From 15ec8f485f8e6e7ab1def5cbaed41fa770943ab0 Mon Sep 17 00:00:00 2001
From: Dawid Motyka <dawidmt@gmail.com>
Date: Sat, 28 Dec 2024 14:31:12 +0100
Subject: [PATCH 01/10] Include stop token in policy model's generation_config

---
 trl/trainer/ppo_trainer.py | 19 +++++++++++++------
 1 file changed, 13 insertions(+), 6 deletions(-)

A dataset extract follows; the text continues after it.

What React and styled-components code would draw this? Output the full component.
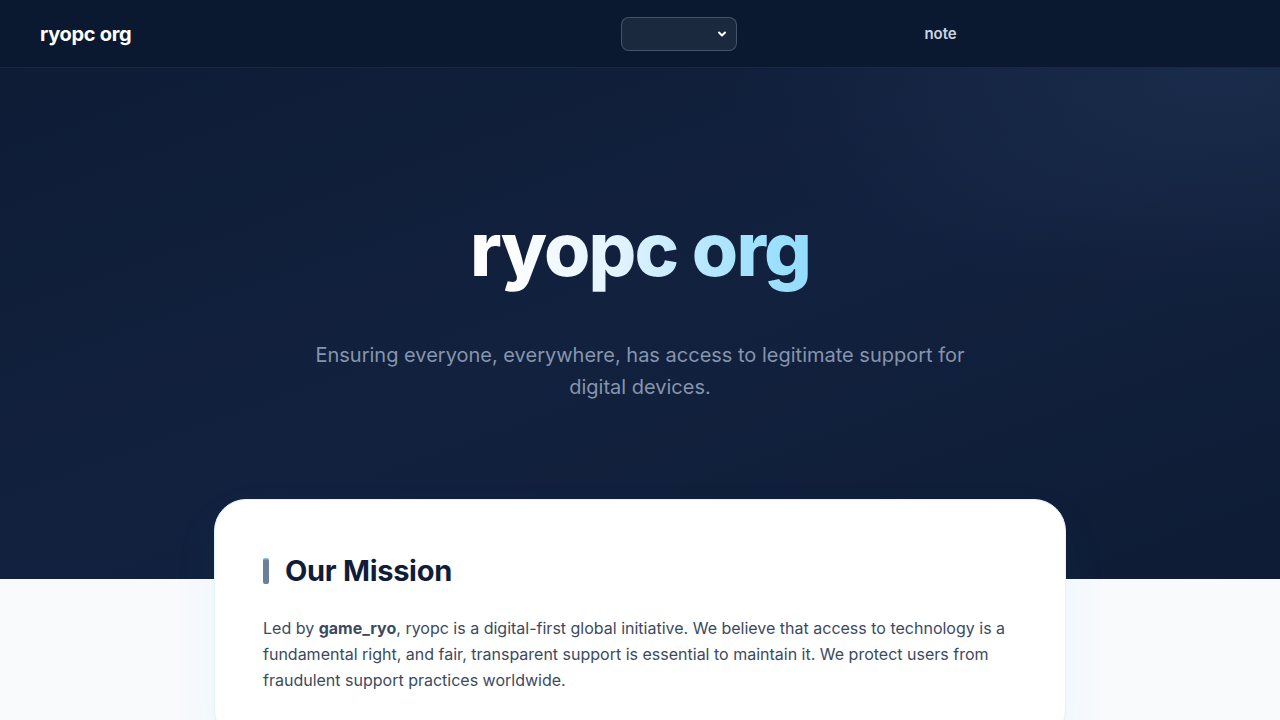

diff --git a/trl/trainer/ppo_trainer.py b/trl/trainer/ppo_trainer.py
index 51897eeb44..804f2b427b 100644
--- a/trl/trainer/ppo_trainer.py
+++ b/trl/trainer/ppo_trainer.py
@@ -138,10 +138,19 @@ def __init__(
         if data_collator is None:
             data_collator = DataCollatorWithPadding(self.processing_class)
 
-        self.policy_model.generation_config.eos_token_id = (
-            None  # disable `pad_token_id` and `eos_token_id` because we just want to
-        )
-        self.policy_model.generation_config.pad_token_id = None  # generate tokens without truncation / padding
+        # Handle stop token settings
+        if args.stop_token and args.stop_token_id:
+            raise ValueError("You cannot set both `stop_token` and `stop_token_id`. ")
+        if args.stop_token:
+            if args.stop_token == "eos":
+                args.stop_token_id = processing_class.eos_token_id
+            else:
+                raise ValueError(
+                    f"Unknown `stop_token` {args.stop_token}. "
+                    f"Allowed values are: `eos`, None (no stop token)"
+                )
+        # Update policy model's generation_config to use provided stop token
+        self.policy_model.generation_config.eos_token_id = args.stop_token_id
 
         # peft support
         if not is_peft_available() and peft_config is not None:
@@ -220,8 +229,6 @@ def __init__(
         for module in [self.policy_model, self.ref_model, self.value_model, self.reward_model]:
             if module is not None:
                 disable_dropout_in_model(module)
-        if args.stop_token and args.stop_token == "eos":
-            args.stop_token_id = processing_class.eos_token_id
         self.model = PolicyAndValueWrapper(self.policy_model, self.value_model)
         self.model.config = self.policy_model.config  # needed for pushing to hub
         self.create_optimizer_and_scheduler(

From 1c4e9edfce5ecce9609dd023f7cb8cc4ffd4ca23 Mon Sep 17 00:00:00 2001
From: Dawid Motyka <dawidmt@gmail.com>
Date: Sat, 28 Dec 2024 15:21:31 +0100
Subject: [PATCH 02/10] Fix formatting

---
 trl/trainer/ppo_trainer.py | 3 +--
 1 file changed, 1 insertion(+), 2 deletions(-)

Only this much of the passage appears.